Rain tips down Saturday morning, but thankfully the mud is drying by the time the ragged-edged folk alchemist Richard Dawson appears in the intermittent afternoon sun, extracting unlikely resonance from scraggly songs about quilt-making and exercise. Such is the rich legacy of weird and wonderful psychedelia that his band Super Furry Animals helped to root in the Welsh music scene, Gruff Rhys is practically a godfather to Green Man. His solo set, its crescendo an exuberant Welsh language samba workout to Gyrru Gyrru Gyrru, is suitably special. Later on he makes a cameo with headliners Mogwai, singing their 2001 collaboration Dial: Revenge – a deep cut in a set mainly anchored around the Scottish band’s recent album As the Love Continues, their first to top the UK charts. Post-rock’s underground heroes have suddenly gone overground, and yet without compromise to the dread and beauty of their music: feedback howls to the full moon as their signature pulveriser Mogwai Fear Satan rings its last.

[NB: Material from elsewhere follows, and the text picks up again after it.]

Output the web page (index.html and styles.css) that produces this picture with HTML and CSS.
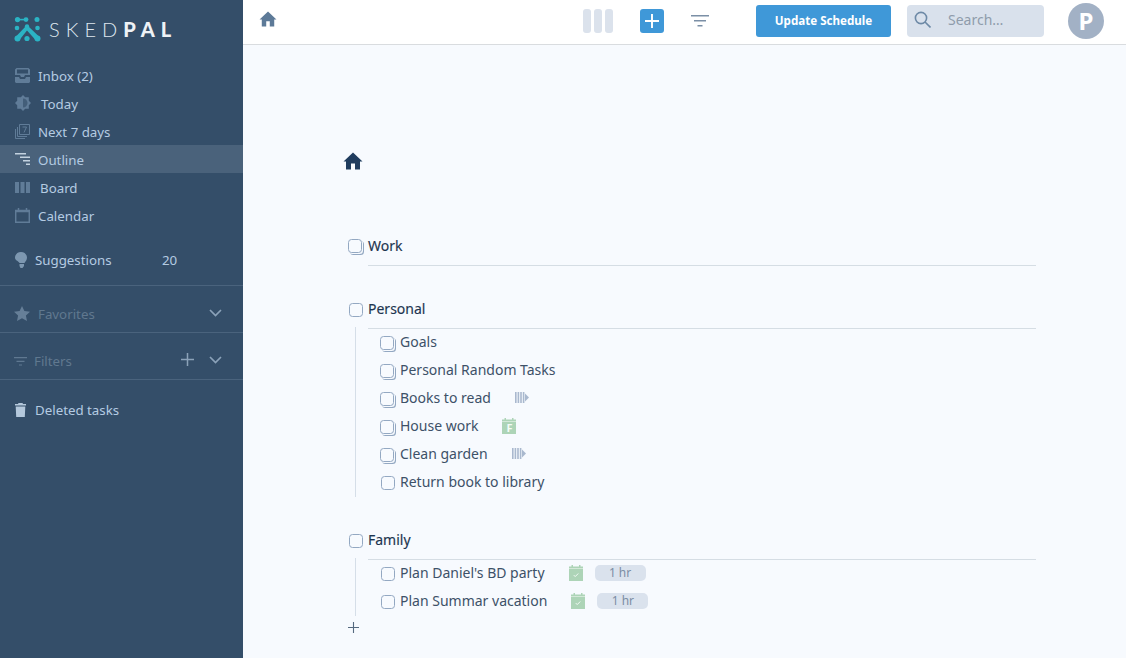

Sunday is balmy and full of contrast. Erland Cooper carves out a moment of audacious tranquillity amid the festival din with his delicate chamber pop, at one point conducting his string quartet with a bird feather. Wearing headgear that makes them look as though they’ve recently extracted themselves from a bush, Snapped Ankles’ hurtling horror movie krautrock is anything but peaceful. Thundercat brings the party funk and a speed bass solo for every occasion, and Self Esteem’s celebration of pop’s immortal capacity to empower provides a rare technicolour moment. And long months off the road looked to have done nothing to interrupt Fontaines DC’s steady march towards becoming the post-punk band of their generation. Tracksuited frontman Grian Chatten prowls the stage magnetically, spitting sardonic songs about xenophobia, trampled dreams and casual violence with dead-eyed, gloriously un-sanitised fury.
With that a giant wooden sculpture of the Green Man, a mythological symbol of rebirth, is ritually burned, embers curling into the clear night sky. After the initial overwhelm melted away, being at a festival felt fantastically, reassuringly normal: a full hug after a year of elbow bumps.